Beisel, now 20 and an NCAA champion for the University of Florida, was 15 and the youngest member of the 2008 U.S. Swimming team when she made her Olympic debut, and remembers her club coach allowing her to be a kid.
"I'd go back and forth but she'd let me skip club practice for pasta dinners with the high school team and team-bonding things," Beisel said. "And it was really fun because it was so much different than club swimming. It was such a low-pressure thing for me. It was easier to relax and have fun with friends.
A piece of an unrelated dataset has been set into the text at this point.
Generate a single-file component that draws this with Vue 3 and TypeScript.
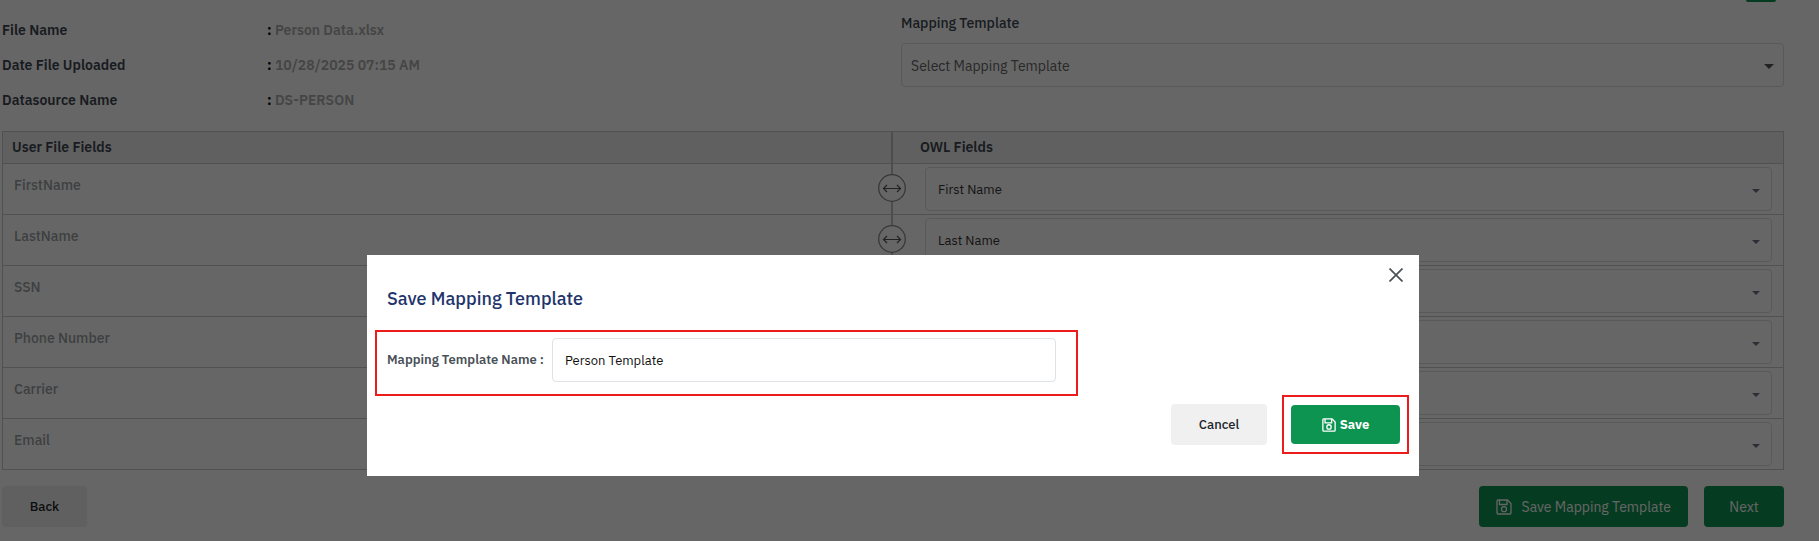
<script setup lang="ts">
import { ref } from 'vue'

interface Mapping {
  source: string
  target: string
}

const fileInfo = [
  { label: 'File Name', value: 'Person Data.xlsx' },
  { label: 'Date File Uploaded', value: '10/28/2025 07:15 AM' },
  { label: 'Datasource Name', value: 'DS-PERSON' },
]

const mappings = ref<Mapping[]>([
  { source: 'FirstName', target: 'First Name' },
  { source: 'LastName', target: 'Last Name' },
  { source: 'SSN', target: 'SSN' },
  { source: 'Phone Number', target: 'Phone Number' },
  { source: 'Carrier', target: 'Carrier' },
  { source: 'Email', target: 'Email' },
])

const owlFields = ['First Name', 'Last Name', 'SSN', 'Phone Number', 'Carrier', 'Email']
const template = ref('')
const templateName = ref('Person Template')
const dialogOpen = ref(true)
</script>

<template>
  <div class="page">
    <div class="top-action" aria-hidden="true"></div>
    <main class="content">
      <section class="summary">
        <dl class="info">
          <div v-for="item in fileInfo" :key="item.label" class="info-row">
            <dt>{{ item.label }}</dt>
            <dd><span class="colon">:</span> {{ item.value }}</dd>
          </div>
        </dl>
        <div class="template-field">
          <label for="template">Mapping Template</label>
          <div class="select-wrap">
            <select id="template" v-model="template" class="select placeholder">
              <option value="">Select Mapping Template</option>
            </select>
            <span class="caret large"></span>
          </div>
        </div>
      </section>

      <table class="mapping">
        <thead>
          <tr>
            <th scope="col">User File Fields</th>
            <th scope="col">OWL Fields</th>
          </tr>
        </thead>
        <tbody>
          <tr v-for="(row, i) in mappings" :key="row.source">
            <td class="source">
              <label :for="`owl-${i}`">{{ row.source }}</label>
              <span class="link-badge">
                <svg viewBox="0 0 28 28" width="28" height="28" fill="none" aria-hidden="true">
                  <circle cx="14" cy="14" r="13.3" fill="#fff" stroke="#8c8c8c" stroke-width="1.3" />
                  <path d="M5.5 14.5h17M9 11l-3.5 3.5L9 18M19 11l3.5 3.5L19 18" stroke="#555" stroke-width="1.2" />
                </svg>
              </span>
            </td>
            <td class="target">
              <div class="select-wrap">
                <select :id="`owl-${i}`" v-model="row.target" class="select">
                  <option v-for="field in owlFields" :key="field">{{ field }}</option>
                </select>
                <span class="caret"></span>
              </div>
            </td>
          </tr>
        </tbody>
      </table>

      <footer class="actions">
        <button type="button" class="btn light back">Back</button>
        <div class="actions-right">
          <button type="button" class="btn green save-template" @click="dialogOpen = true">
            <svg viewBox="0 0 16 16" width="16" height="16" fill="none" stroke="currentColor" stroke-width="1.3" aria-hidden="true">
              <path d="M1 2a1 1 0 0 1 1-1h9.5L15 4.5V14a1 1 0 0 1-1 1H2a1 1 0 0 1-1-1z" />
              <path d="M3.5 1v4.5h7.5V1" />
              <circle cx="8" cy="10.2" r="2.5" />
            </svg>
            Save Mapping Template
          </button>
          <button type="button" class="btn green next">Next</button>
        </div>
      </footer>
    </main>

    <div v-if="dialogOpen" class="overlay">
      <section class="dialog" role="dialog" aria-modal="true" aria-labelledby="dialog-title">
        <button type="button" class="close" aria-label="Close" @click="dialogOpen = false">
          <svg viewBox="0 0 14 14" width="14" height="14" fill="none" stroke="#495057" stroke-width="1.7" aria-hidden="true">
            <path d="M.5.5l13 13M13.5.5l-13 13" />
          </svg>
        </button>
        <h2 id="dialog-title">Save Mapping Template</h2>
        <div class="name-row">
          <label for="template-name">Mapping Template Name :</label>
          <input id="template-name" v-model="templateName" type="text" />
        </div>
        <div class="dialog-actions">
          <button type="button" class="btn light cancel" @click="dialogOpen = false">Cancel</button>
          <div class="save-frame">
            <button type="button" class="btn green save">
              <svg viewBox="0 0 16 16" width="14" height="14" fill="none" stroke="currentColor" stroke-width="1.5" aria-hidden="true">
                <path d="M1 2a1 1 0 0 1 1-1h9.5L15 4.5V14a1 1 0 0 1-1 1H2a1 1 0 0 1-1-1z" />
                <path d="M3.5 1v4.5h7.5V1" />
                <circle cx="8" cy="10.2" r="2.5" />
              </svg>
              Save
            </button>
          </div>
        </div>
      </section>
    </div>
  </div>
</template>

<style>
body {
  margin: 0;
  background: #fff;
}
</style>

<style scoped>
.page,
.page * {
  box-sizing: border-box;
}

.page {
  position: relative;
  min-height: 100vh;
  overflow: hidden;
  font-family: "IBM Plex Sans", Roboto, "Liberation Sans", sans-serif;
  font-size: 14px;
  line-height: 20px;
  color: #495057;
}

button,
input,
select {
  font-family: inherit;
  margin: 0;
}

.top-action {
  position: absolute;
  top: 0;
  right: 43px;
  width: 30px;
  height: 2px;
  background: #0d9450;
  border-radius: 0 0 4px 4px;
}

.content {
  padding: 12px 35px 14px 2px;
}

.summary {
  display: grid;
  grid-template-columns: 1fr 1fr;
  height: 119px;
}

.info {
  margin: 0;
}

.info-row {
  display: grid;
  grid-template-columns: 265px 1fr;
  align-items: center;
  height: 35px;
  font-weight: 600;
}

.info-row dt {
  color: #3c4650;
}

.info-row dd {
  margin: 0;
  color: #adadad;
}

.colon {
  color: #000;
  font-weight: 700;
}

.template-field {
  padding: 1px 0 0 8px;
}

.template-field label {
  display: block;
  margin-bottom: 10px;
  font-weight: 500;
  color: #3c4650;
}

.select-wrap {
  position: relative;
}

.select {
  display: block;
  width: 100%;
  height: 44px;
  padding: 0 40px 0 12px;
  border: 1px solid #dcdfe3;
  border-radius: 4px;
  background: #fff;
  color: #343434;
  font-size: 13px;
  appearance: none;
}

.select.placeholder {
  padding: 2px 40px 0 9px;
  font-size: 14px;
  color: #666;
}

.caret {
  position: absolute;
  right: 12px;
  top: 22px;
  border: 4px solid transparent;
  border-top-color: #6c7781;
  border-bottom: 0;
  pointer-events: none;
}

.caret.large {
  right: 10px;
  top: 21px;
  border-width: 5px;
  border-top-color: #555;
  border-bottom: 0;
}

.mapping {
  width: 100%;
  table-layout: fixed;
  border: 1px solid #cacaca;
  border-bottom: 0;
  border-spacing: 0;
}

.mapping th,
.mapping td {
  padding: 0;
  border-bottom: 1px solid #cacaca;
}

.mapping th {
  height: 32px;
  padding: 0 27px 2px;
  background: #f0f0f0;
  text-align: left;
  font-weight: 600;
  color: #3c4650;
}

.mapping th:first-child {
  padding-left: 9px;
}

.mapping th:first-child,
.mapping .source {
  border-right: 2px solid #c0c0c0;
}

.mapping td {
  height: 51px;
}

.source {
  position: relative;
  vertical-align: top;
}

.mapping .source {
  padding: 11px 0 0 11px;
}

.source label {
  font-weight: 500;
  color: #9a9fa4;
}

.link-badge {
  position: absolute;
  top: 10px;
  right: -15px;
  z-index: 1;
  height: 28px;
}

.link-badge svg {
  display: block;
}

.mapping .target {
  padding: 0 11px 0 32px;
}

.actions,
.actions-right {
  display: flex;
  justify-content: space-between;
}

.actions {
  margin-top: 16px;
}

.actions-right {
  gap: 16px;
}

.btn {
  display: flex;
  align-items: center;
  justify-content: center;
  height: 41px;
  padding: 0 28px;
  border: 0;
  border-radius: 4px;
  font-size: 14px;
  cursor: pointer;
}

.light {
  background: #f0f0f0;
  color: #212529;
  font-size: 13px;
  font-weight: 500;
}

.back {
  width: 85px;
}

.green {
  background: #0d9450;
  color: #fff;
}

.save-template {
  gap: 10px;
  padding: 0 17px;
}

.next {
  width: 80px;
}

.overlay {
  position: fixed;
  inset: 0;
  z-index: 10;
  display: flex;
  justify-content: center;
  align-items: flex-start;
  padding: 255px 35px 0 2px;
  background: rgba(0, 0, 0, 0.6);
}

.dialog {
  position: relative;
  width: 100%;
  max-width: 1052px;
  padding: 33px 10px 22px 8px;
  background: #fff;
}

.close {
  position: absolute;
  top: 9px;
  right: 12px;
  padding: 4px;
  border: 0;
  background: none;
  line-height: 0;
  cursor: pointer;
}

.dialog h2 {
  margin: 0 0 20px 12px;
  font-size: 18px;
  line-height: 22px;
  font-weight: 500;
  color: #22346b;
}

.name-row {
  display: flex;
  align-items: center;
  gap: 8px;
  width: 68%;
  min-width: 320px;
  height: 66px;
  padding: 0 20px 6px 10px;
  border: 2px solid #ed1c1c;
}

.name-row label {
  font-size: 13px;
  font-weight: 600;
}

.name-row input {
  flex: 1;
  min-width: 0;
  height: 44px;
  padding: 0 12px;
  border: 1px solid #dee2e6;
  border-radius: 4px;
  font-size: 13px;
  color: #111;
}

.dialog-actions {
  display: flex;
  justify-content: flex-end;
  align-items: center;
  gap: 15px;
  margin-top: -1px;
}

.cancel {
  width: 96px;
}

.save-frame {
  padding: 8px 7px;
  border: 2px solid #ed1c1c;
}

.save {
  gap: 4px;
  width: 109px;
  height: 39px;
  padding: 0;
  font-size: 13px;
  font-weight: 700;
}
</style>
It was much more enjoyable."
Like the others, Beisel said she also remained loyal to her high school team.
"I definitely did it because I loved it," she said. "But I also did it to show how thankful I was for how much North Kingstown High School did for me, allowing me to miss so much school for the Olympics and traveling all the time, and a great way to do it was by competing for them."
Franklin's participation in high school meets over the last three years has helped bring more exposure to Colorado swimming. This year, the payback is a more emotional one.
"Colorado has been damn good to us, very supportive," Dick said. "We've had a lot of help from everyone in the city and state, and a lot of people have not had the chance to see Missy swim.
"She'll be leaving for California in August and could spend the next decade in California. She could be out of Colorado, period. For our neighbors and friends to see her swim one last time in person, there's a certain poetry in that. It's gratifying to everyone for her to complete that cycle."